Well as I’m watchin this I notice all four guys have on these real expensive suits, and I mean we’re not talking K-Mart here and they have $100 ties and matching handkerchiefs in the pocket of their jackets. Now, I don’t know about you, but the sight of a handkerchief makes me think of runny noses and snot. That’s why out here in Iowa people stuff the dang things in their pants pocket and the only time you’ll ever see one is when they’re a tootin into them and wiping their noses clean. You sure as heck don’t see silky pink or green handkerchiefs around here and there ain’t nobody gonna carry them around in their Sunday best. Oh no, they’re stuffed in the pants pocket and the only daylight they’ll see is when your nose runs. That usually earns you a dirty look from the good Reverend.

These football dummies are makin fools of themselves if you ask me. I mean if you run down to the Tractor Supply store and buy a three pack of hankies you’ll immediately notice they’re a dark blue or dark red with all sorts of lines and designs on them. Why do they make them like that you ask? To disguise the snot, that’s why. Good grief, you’d think these guys would know better, but that’s what happens when you get hit in the head a lot, you start wearin silk handkerchiefs in your suit pocket and a stupid grin on your face. God forbid one of these knuckleheads has to sneeze on the set. I’m telling you it wouldn’t be a pretty sight, what with high definition and such. I guarantee you they wouldn’t stuff it back in their jacket pocket. Nope, it’d go in their britches where it belongs in the first place.

The whole show’s silly from the fact that they don’t know diddly poop about football to the fact that from a fashion sense they’re a makin absolute fools of themselves. Besides, after listening to five minutes of three step drops and five step drops I get to the point where I want to scream, “Who cares about cellar steps you ninkompoops! Talk some football would ya! “Beam me up Scotty.”

Saturday, January 23, 2010

He Said What?

I was drivin home the other afternoon in my pickum up truck and decided to turn my radio on. No sooner had I done that and a guy on the radio was a askin me, “Are you currently thinking about your prostate health?” Huh, what did he say? Actually at that very moment I was thinkin about my neighbor Norma and a wishin summer and sunbathing would hurry up and get here.
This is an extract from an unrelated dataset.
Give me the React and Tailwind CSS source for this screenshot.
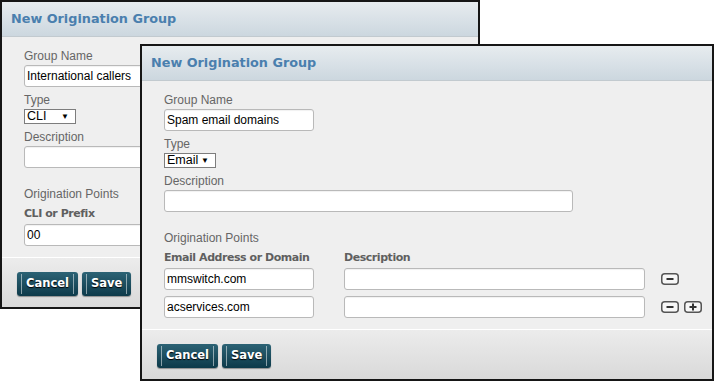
import React from 'react';

const label = "font-['Liberation_Sans',Arial,sans-serif] text-[12px] leading-[14px] text-[#666]";
const colHead = "font-['DejaVu_Sans',Verdana,sans-serif] font-bold text-[11px] leading-[14px] tracking-[-0.45px] text-[#5f5f5f]";
const field = "h-[22px] shrink-0 bg-white border border-[#b9b9b9] rounded-[3px] px-[2px] flex items-center font-['Liberation_Sans',Arial,sans-serif] text-[12px] text-black shadow-[inset_0_1px_1px_rgba(0,0,0,0.06)]";

const Field = ({ value, className = '' }) => (
  <div className={`${field} ${className}`}>{value}</div>
);

const Dropdown = ({ value }) => (
  <div className="h-[15px] w-[52px] bg-white border border-[#7d7d7d] flex items-center justify-between pl-[2px] pr-[6px] font-['Liberation_Sans',Arial,sans-serif] text-[12.5px] leading-none text-black">
    <span>{value}</span>
    <span className="text-[8px]">▼</span>
  </div>
);

const Button = ({ children }) => (
  <button className="h-[24px] px-[4px] rounded-[3px] bg-gradient-to-b from-[#2c6375] to-[#0d3a4a] shadow-[0_1px_1px_rgba(0,0,0,0.35)]">
    <span className="h-[20px] flex items-center px-[4px] border-x border-white/50 font-['DejaVu_Sans',Verdana,sans-serif] font-bold text-[11.5px] text-white [text-shadow:0_1px_1px_#000]">
      {children}
    </span>
  </button>
);

// little rounded minus / plus control
const RowIcon = ({ plus }) => (
  <svg width="18" height="12" viewBox="0 0 18 12">
    <rect x="0.75" y="0.75" width="16.5" height="10.5" rx="3" fill="#f7f7f7" stroke="#555" strokeWidth="1.5" />
    <rect x="5.5" y="5" width="7" height="2" fill="#333" />
    {plus && <rect x="8" y="2.5" width="2" height="7" fill="#333" />}
  </svg>
);

const Window = ({ className, children }) => (
  <div className={`absolute flex flex-col border-2 border-[#161616] bg-[#efefef] ${className}`}>
    <div className="h-[35px] shrink-0 flex items-center pl-[9px] border-b border-[#c2cacf] bg-gradient-to-b from-[#e7ecef] to-[#ccd7df]">
      <h2 className="font-['DejaVu_Sans',Verdana,sans-serif] font-bold text-[12.8px] text-[#4a7fae]">New Origination Group</h2>
    </div>
    <div className="px-[22px] pt-[12px] pb-[11px] flex flex-col">{children}</div>
    <div className="border-t border-white bg-gradient-to-b from-[#ececec] to-[#d9d9d9] pl-[15px] pt-[14px] pb-[11px] flex gap-[4px]">
      <Button>Cancel</Button>
      <Button>Save</Button>
    </div>
  </div>
);

export default function App() {
  return (
    <div className="relative w-[714px] h-[381px] bg-white overflow-hidden">
      {/* back window */}
      <Window className="left-0 top-0 w-[480px]">
        <span className={label}>Group Name</span>
        <Field value="International callers" className="mt-[2px] w-[150px]" />
        <span className={`${label} mt-[6px]`}>Type</span>
        <div className="mt-[2px]"><Dropdown value="CLI" /></div>
        <span className={`${label} mt-[6px]`}>Description</span>
        <Field value="" className="mt-[2px] w-[409px]" />
        <span className={`${label} mt-[19px] text-[#6f7d89]`}>Origination Points</span>
        <span className={`${colHead} mt-[6px]`}>CLI or Prefix</span>
        <Field value="00" className="mt-[3px] w-[150px]" />
      </Window>

      {/* front window */}
      <Window className="left-[140px] top-[44px] w-[574px]">
        <span className={label}>Group Name</span>
        <Field value="Spam email domains" className="mt-[2px] w-[150px]" />
        <span className={`${label} mt-[6px]`}>Type</span>
        <div className="mt-[2px]"><Dropdown value="Email" /></div>
        <span className={`${label} mt-[6px]`}>Description</span>
        <Field value="" className="mt-[2px] w-[409px]" />
        <span className={`${label} mt-[19px] text-[#6f7d89]`}>Origination Points</span>
        <div className="mt-[6px] flex gap-[30px]">
          <span className={`${colHead} w-[150px]`}>Email Address or Domain</span>
          <span className={colHead}>Description</span>
        </div>
        <div className="mt-[3px] flex flex-col gap-[6px]">
          {[
            { v: 'mmswitch.com', plus: false },
            { v: 'acservices.com', plus: true },
          ].map((row) => (
            <div key={row.v} className="flex items-center">
              <Field value={row.v} className="w-[150px]" />
              <Field value="" className="ml-[30px] w-[301px]" />
              <div className="ml-[16px] flex gap-[5px]">
                <RowIcon />
                {row.plus && <RowIcon plus />}
              </div>
            </div>
          ))}
        </div>
      </Window>
    </div>
  );
}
Well this nincompoop started going on about givin your prostate vitamins because if you were getting old, it needed them. Now let me get this straight, I’m supposed to buy vitamins for my prostrate? Me? The guy with a back that loosens up about the time I’m getting ready to go to bed. Me, the guy with a big left toe that can tell you the current temperature within .5 degrees Fahrenheit? Me, the guy with the knee that sounds like it’s packed in cracked glass? I’m supposed to give vitamins to a prostate that only troubles me when I go to the doctor and he has that nasty smile and says, “Bend over Merle and let’s have a look.”

Yeah right, I’m gonna rush right out and buy me some prostate vitamins. I’ll do that right after I pick up some Ibuprofen for my back, a brace for my knee and right after I chop the damn big toe off. Oh, and right after I buy me a bottle of Jimmy Beam which is probably all the vitamins my prostrate needs in the first place. Now where was I? Oh, I was thinkin about Norma and suntan lotion. “Beam me up Scotty.”

Monday, January 18, 2010

Pom Poms er Pons

Merle here. I mean I have to be here if I’m not over there. Being an intellectual I have come across another puzzling aspect of man’s stupidity and being deeper than a toilet at Mile High Stadium I decided to investigate. I’m talking Pom pom’s here, which through exhaustive study I’ve already discovered they’re spelled Pom pon’s. It’s French so it also figures the idiots would miss-spell the damn word.

Now you’re probably wondering what got ole Merle a lookin into Pom pom’s, (American Spelling) so here’s the straight poop. I was watching the Saints, Cardinals game yesterday and the sideline cameraman kept on a photographing this gorgeous blond cheerleader. Well he held the camera so close to her God given talents that I was a countin freckles and curves . Now I admit, I was enjoying myself because when God created this girl, he was obviously in a good mood and since God’s a man, he’d indulged himself a bit. Well I was a sittin there a droolin when she kept on gettin them dumb, tassel things in the way of my high def viewing, if you get my drift. As a matter of fact, it was downright irritating!

Now this whole cheerleader thing leaves me a tad baffled. I mean even when I was in high school nobody paid any attention to what they were a yelling. So here, in this game, you have half dressed twenty year old babes and they’re out there a gyrating up a storm and they’re leading cheers? Give me a break! They’re leading men into sin and perdition maybe and the only sound ya hear is the drunken idiots in section ten singing “I wish I was an Oscar Meyer Weiner, that is what I’d really like to be, cause if I was an Oscar Meyer Weiner,” well you get the idea. Ain’t nobody yelling “Go Team,” “Go Baby” maybe, but I’m figuring the crowd’s more “Offensive” than offensive, the sport version spelled here with your standard small B. Well the Pom pom’s kept on a getting in the way so I decided to oogle it, er ogle it, sorry, Google it! Here’s what I learned.

A pom-pon is, at its most basic level, a decorative ball of fluff. And the basic fluff gets in the way a lot I might add.

Cheerleaders using Pom-pons during a football halftime show.

See, the damn things can get in yer way!

Cheerleaders use pom-pons for a variety of reasons including attracting the attention of a crowd, (I guarantee you that ain’t what’s gettin the crowd’s attention) accentuating movements, (BS, they get in the way of movements) distracting an opposing team, (Pom pom’s ain’t what’s distracting the other team, see ta ta’s and return to previous square!) and adding an element of sparkle to a cheer, chant or cheer/dance routine, (Ole Merle will tell ya what adding the sparkle) especially at cheer competitions. Most often, pom-pons are used in pairs (Don’t get me started!) (one for each hand) by each cheerleader, but this may vary based on the particular requirements and choreography of a routine or cheer. In Australia, the term flogger is used rather than pompon. (That’s why I’m considering moving to Australia) The Aussies are a least honest if not sober.

So there you have it. Pom Pom’s are the stupidest thing ever conjured up by the mind of man. They may distract, but they distract from what’s important if you again get my drift. After a thorough study of the subject I can conclude they have zero functional purpose. Now, the twenty year old blonde’s a completely different story. Beam me up Scotty!